Nitpick: this assumes that you're holding the f number constant. In practice smaller sensors tend to be used with smaller f numbers, which somewhat offsets the effect (especially if you are not someone who's given to shooting everything wide open on your DSLR).
A more useful way to think about it is to forget about the sensor and just consider the absolute diameter of the aperture (for a given angle of view). Your phone's aperture is a few mm in diameter. If you're shooting at the same angle of view with your DSLR, then the amount of additional light hitting its sensor (as compared to the phone) is in proportion to the additional diameter of the DSLR's aperture. So if you're shooting at, say, f16, you may not be getting any more light than the phone is at f1.8.
> Nitpick: this assumes that you're holding the f number constant. In practice smaller sensors tend to be used with smaller f numbers, which somewhat offsets the effect (especially if you are not someone who's given to shooting everything wide open on your DSLR).
Well most phone cameras seem to be around f/2, some slightly above, some a little below. The archetypal nifty fifty is f/1.8 or f/2 as well, and primes in that range are usually available for most applications and reasonable in price. Slightly slower primes at f/2.8 are often also available and cheaper. So dit-for-dat, you'd expect a full-frame camera to have at least 6 EVs lower noise than your average 1/3.something inch phone camera sensor (crop factor of ~10, area difference of ~100, ld(100) = 6...).
Your entrance pupil metric is really just a roundabout way to compensate for the crop factor of the sensor to get to the same FoV. The relevant property for exposure is the f-stop.
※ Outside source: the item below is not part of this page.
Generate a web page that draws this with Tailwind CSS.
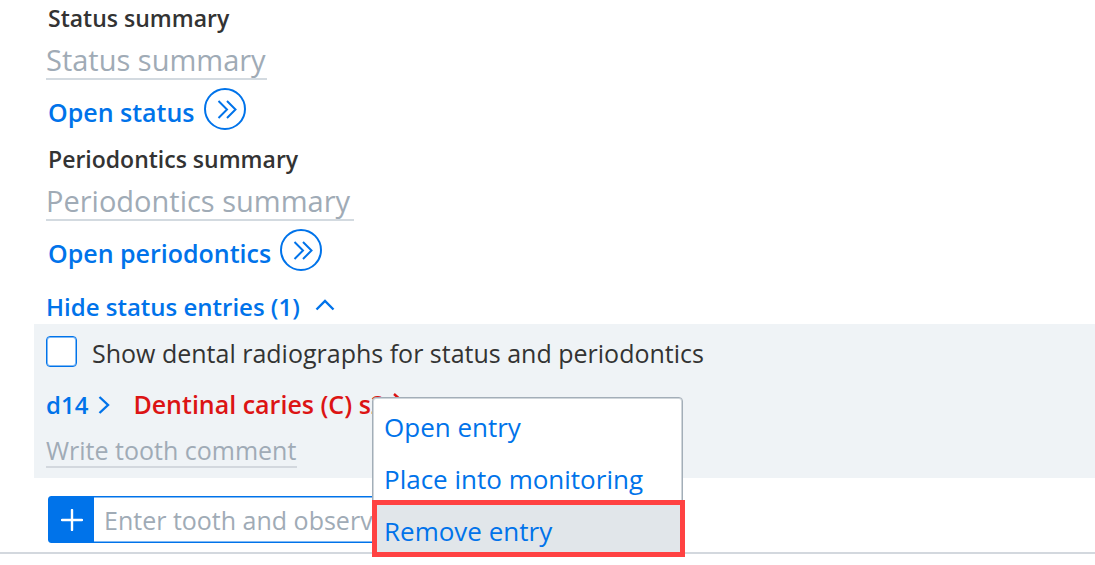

F-stop is the relevant property for exposure, but not for the total amount of light collected by the sensor, which is what determines the noise level (all else being equal). Exposure is light per unit area.
I do think that focusing on sensor size is unhelpful when thinking about noise levels. Big sensors do not magically collect more light simply in virtue of being bigger. They can only do so if you’re able to put a bigger hole in front of them (again, holding constant the angle of view). The use of very wide apertures is inherently more practical with smaller sensors.
As for using wide apertures with a DSLR, this is of course possible, but only in cases where a shallow depth of field is acceptable. On a cell phone camera f1.8 will almost always give sufficient depth of field. Realistically speaking most photos on a DSLR will be taken a few stops down from that.
It’s undoubtedly the case that DSLRs have an advantage over phones in terms of noise levels, but you have to consider the whole optical system to estimate the magnitude of the difference, not just the size of the sensor.
I had a Nokia 808 PureView with a 38MP camera and a real flash, you were able to save the full 38MP jpg and the quality was really good for the time in daylight, but it performed badly in low light and saving the picture was slow at 38MP.
I wouldn't try to keep a full pixel array in main memory when it is so limited. I'd keep the image in storage and decode as needed. It's a lot of software work to implement a special decoder and you'll always face a significant performance penalty, but it's doable.